* start DATA SHOWN *

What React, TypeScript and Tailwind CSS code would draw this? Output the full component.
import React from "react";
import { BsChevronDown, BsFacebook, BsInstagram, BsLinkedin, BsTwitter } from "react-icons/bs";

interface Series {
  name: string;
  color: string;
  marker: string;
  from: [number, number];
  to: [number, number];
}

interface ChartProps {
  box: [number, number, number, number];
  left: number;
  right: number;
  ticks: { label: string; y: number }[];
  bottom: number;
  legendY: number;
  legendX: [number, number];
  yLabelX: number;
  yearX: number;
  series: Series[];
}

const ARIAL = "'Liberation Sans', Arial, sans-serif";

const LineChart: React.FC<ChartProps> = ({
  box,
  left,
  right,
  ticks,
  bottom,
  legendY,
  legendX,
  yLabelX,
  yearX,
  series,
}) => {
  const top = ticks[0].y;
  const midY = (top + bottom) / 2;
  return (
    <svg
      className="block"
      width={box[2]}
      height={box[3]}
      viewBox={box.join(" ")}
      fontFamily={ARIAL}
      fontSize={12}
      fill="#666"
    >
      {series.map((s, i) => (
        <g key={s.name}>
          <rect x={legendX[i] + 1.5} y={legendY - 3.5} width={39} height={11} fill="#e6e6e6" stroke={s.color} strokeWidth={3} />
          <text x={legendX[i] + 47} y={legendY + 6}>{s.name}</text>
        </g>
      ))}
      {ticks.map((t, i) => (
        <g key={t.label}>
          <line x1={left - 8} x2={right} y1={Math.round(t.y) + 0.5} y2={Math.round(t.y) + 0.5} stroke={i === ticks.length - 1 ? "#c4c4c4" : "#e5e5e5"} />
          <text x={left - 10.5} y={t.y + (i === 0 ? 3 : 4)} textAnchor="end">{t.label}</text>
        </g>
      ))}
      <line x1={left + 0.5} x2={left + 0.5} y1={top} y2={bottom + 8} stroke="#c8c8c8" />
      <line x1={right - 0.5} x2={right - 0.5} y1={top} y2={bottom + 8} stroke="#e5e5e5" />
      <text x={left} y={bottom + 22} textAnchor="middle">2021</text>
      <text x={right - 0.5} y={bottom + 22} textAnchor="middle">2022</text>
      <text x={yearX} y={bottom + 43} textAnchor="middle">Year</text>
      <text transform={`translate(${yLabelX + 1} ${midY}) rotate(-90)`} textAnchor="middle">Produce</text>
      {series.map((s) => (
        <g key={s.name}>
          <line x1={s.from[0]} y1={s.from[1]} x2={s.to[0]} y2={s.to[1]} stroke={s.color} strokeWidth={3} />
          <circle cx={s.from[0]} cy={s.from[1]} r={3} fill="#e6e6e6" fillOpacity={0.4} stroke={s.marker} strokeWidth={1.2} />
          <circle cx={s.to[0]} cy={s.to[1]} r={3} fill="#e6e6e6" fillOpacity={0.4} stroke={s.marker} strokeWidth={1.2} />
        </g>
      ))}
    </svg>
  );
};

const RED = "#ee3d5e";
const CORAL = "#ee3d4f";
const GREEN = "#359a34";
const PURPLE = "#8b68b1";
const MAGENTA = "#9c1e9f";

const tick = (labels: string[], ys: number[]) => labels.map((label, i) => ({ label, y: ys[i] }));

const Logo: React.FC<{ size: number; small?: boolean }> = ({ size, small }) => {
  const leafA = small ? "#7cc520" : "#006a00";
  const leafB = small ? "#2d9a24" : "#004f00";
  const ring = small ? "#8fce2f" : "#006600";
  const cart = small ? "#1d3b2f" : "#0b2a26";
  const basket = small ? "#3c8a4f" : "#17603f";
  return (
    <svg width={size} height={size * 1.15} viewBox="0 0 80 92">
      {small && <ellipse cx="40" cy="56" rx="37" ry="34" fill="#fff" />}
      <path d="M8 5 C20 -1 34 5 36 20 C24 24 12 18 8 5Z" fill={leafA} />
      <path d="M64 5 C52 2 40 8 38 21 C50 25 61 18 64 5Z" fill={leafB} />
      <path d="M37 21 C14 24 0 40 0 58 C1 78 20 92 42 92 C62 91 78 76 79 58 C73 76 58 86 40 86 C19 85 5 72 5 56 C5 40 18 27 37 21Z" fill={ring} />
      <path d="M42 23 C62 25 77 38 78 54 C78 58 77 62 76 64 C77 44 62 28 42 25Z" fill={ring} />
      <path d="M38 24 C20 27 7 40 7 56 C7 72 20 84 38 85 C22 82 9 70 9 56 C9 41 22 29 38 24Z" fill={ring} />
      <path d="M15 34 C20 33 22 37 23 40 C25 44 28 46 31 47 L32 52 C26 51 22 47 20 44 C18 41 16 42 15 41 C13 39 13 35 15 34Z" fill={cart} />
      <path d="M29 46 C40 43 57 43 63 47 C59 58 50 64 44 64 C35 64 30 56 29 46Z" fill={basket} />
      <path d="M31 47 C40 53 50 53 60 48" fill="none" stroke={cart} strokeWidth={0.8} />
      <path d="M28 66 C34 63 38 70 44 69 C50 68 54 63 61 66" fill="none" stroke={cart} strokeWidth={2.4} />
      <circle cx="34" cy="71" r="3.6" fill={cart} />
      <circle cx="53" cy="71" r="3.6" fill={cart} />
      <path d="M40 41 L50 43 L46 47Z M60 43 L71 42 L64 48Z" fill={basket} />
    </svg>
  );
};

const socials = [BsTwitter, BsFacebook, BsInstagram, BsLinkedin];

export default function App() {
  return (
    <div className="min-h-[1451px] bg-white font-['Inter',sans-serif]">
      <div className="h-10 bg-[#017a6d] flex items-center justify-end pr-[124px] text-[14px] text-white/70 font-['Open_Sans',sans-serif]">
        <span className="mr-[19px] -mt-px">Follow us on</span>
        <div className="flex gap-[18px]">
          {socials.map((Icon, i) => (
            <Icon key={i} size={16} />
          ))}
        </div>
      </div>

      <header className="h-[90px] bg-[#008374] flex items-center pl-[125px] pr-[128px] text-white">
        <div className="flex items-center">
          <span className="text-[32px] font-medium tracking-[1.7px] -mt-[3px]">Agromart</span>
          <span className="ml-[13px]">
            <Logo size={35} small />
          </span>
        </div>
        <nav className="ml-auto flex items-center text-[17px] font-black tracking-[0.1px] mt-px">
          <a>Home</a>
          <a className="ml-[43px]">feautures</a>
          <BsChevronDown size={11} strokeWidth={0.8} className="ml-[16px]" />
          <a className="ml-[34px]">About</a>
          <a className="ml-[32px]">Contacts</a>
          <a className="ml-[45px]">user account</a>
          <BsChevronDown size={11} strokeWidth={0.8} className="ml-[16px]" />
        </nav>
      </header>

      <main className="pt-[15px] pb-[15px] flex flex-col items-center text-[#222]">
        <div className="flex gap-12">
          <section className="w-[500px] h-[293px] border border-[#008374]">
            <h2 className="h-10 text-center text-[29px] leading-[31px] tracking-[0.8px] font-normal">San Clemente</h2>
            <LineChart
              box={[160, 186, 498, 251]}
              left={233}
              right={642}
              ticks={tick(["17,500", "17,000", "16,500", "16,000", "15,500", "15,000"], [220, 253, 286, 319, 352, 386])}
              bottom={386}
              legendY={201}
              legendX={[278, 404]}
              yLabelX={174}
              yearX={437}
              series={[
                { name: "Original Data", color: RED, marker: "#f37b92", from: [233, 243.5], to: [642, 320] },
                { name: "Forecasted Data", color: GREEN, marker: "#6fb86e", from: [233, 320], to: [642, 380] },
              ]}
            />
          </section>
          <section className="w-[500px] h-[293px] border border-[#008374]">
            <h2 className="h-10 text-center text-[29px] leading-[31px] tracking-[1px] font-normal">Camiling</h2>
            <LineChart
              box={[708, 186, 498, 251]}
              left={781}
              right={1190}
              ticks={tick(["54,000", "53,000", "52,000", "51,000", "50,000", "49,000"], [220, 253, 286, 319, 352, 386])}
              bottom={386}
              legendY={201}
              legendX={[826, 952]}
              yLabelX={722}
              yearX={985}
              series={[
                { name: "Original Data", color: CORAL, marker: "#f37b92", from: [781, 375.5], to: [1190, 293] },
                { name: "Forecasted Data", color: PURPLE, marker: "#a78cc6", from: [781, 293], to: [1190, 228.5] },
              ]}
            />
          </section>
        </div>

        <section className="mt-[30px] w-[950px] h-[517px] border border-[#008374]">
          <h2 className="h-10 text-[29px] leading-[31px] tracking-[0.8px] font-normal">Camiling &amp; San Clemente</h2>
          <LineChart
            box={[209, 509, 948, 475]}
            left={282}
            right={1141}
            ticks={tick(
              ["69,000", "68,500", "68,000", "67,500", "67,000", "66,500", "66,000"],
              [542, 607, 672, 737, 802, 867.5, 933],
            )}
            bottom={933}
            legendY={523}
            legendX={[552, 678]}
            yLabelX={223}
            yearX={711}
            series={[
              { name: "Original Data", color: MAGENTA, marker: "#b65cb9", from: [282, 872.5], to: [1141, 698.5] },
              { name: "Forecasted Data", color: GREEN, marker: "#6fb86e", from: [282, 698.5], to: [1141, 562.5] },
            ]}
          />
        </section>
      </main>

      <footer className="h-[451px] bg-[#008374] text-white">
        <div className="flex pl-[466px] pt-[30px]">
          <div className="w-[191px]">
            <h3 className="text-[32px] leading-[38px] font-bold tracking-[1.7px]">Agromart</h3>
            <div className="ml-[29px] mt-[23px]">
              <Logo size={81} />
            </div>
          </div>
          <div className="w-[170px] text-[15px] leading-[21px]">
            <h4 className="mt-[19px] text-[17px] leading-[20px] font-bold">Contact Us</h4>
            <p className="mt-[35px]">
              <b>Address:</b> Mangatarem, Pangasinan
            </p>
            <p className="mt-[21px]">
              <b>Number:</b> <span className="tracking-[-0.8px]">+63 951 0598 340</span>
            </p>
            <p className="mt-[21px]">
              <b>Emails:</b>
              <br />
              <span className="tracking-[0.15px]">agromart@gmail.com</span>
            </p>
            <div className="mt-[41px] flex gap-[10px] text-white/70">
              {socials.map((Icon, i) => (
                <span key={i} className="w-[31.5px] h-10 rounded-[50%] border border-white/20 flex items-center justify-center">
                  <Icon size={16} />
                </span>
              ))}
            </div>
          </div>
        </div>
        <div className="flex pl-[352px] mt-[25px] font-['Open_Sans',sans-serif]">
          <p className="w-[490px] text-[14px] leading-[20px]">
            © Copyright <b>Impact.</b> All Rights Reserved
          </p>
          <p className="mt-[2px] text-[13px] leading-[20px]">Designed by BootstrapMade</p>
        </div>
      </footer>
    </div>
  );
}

* end DATA SHOWN *

REQUIREMENTS:
Write out the listing's lines exactly, from its first line through the line that contains "BsInstagram, BsLinkedin, BsTwitter", and stop there.

ANSWER TO THE PROBLEM:
What React, TypeScript and Tailwind CSS code would draw this? Output the full component.
import React from "react";
import { BsChevronDown, BsFacebook, BsInstagram, BsLinkedin, BsTwitter } from "react-icons/bs";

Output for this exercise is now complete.